Many older catamaran designs have slanted windows that are curved over the top while the modern designs with flat windows curve around the side and the top, above the flat section.
No one can argue the old style slanted windows don't look ugly. But the situation is akin to some minivan automobile designs in which their large, sloping windows generate excessive heat in the sun, while only creating "acres" of marginally usable dashboard surface.
By comparison, a salon with vertical windows allows you to enjoy more interior volume by maintaining your headroom as you move forward in the salon; they prevent the salon from inferred heating by the sun and have a great panoramic view without the need for sun covers over the windows.
Myth #6 – Fly bridges on catamarans are too high
The 44ft plus range of new 3rd generation catamarans, which entered the market about two years ago, are now being built with fly bridges by leading catamaran manufacturers. We have been asked, "is this a safe place to be in foul weather" or "the fly bridge raises the center of effort too high".

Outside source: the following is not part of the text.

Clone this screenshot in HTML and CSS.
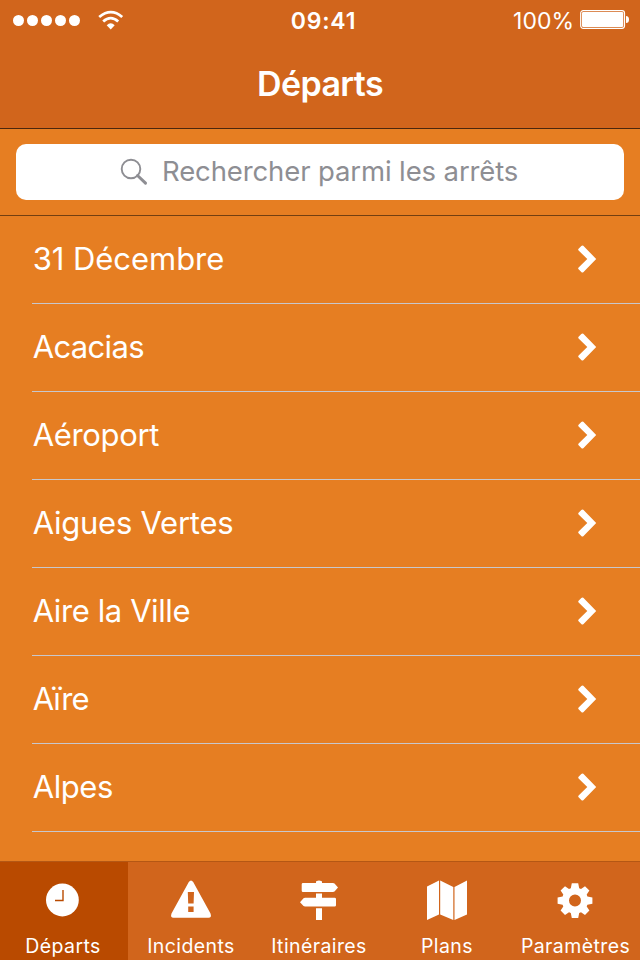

In practice it has been proven that being on the centerline of the yacht and elevated improves safety because of better visibility and you are least likely to be splashed by a wave breaking over the deck. The added feature of a bimini with a clear window adds additional protection from foul weather. In the event of nasty weather the yacht can also be maneuvered from the highly protected interior helm station option.
The fact is that the fly bridge is not just an add-on but is a key feature of a totally new design of catamaran. In-fact the fly bridge, like on the new Lagoon 44 and 500, is a completely integrated design that is incorporated into the coach roof of the salon and flows seamlessly into the hardtop bimini. As a result this design does not affect the lines of the yacht nor does it raise the boom and sail plan any higher than 3ft over an older designed equivalent sized catamaran.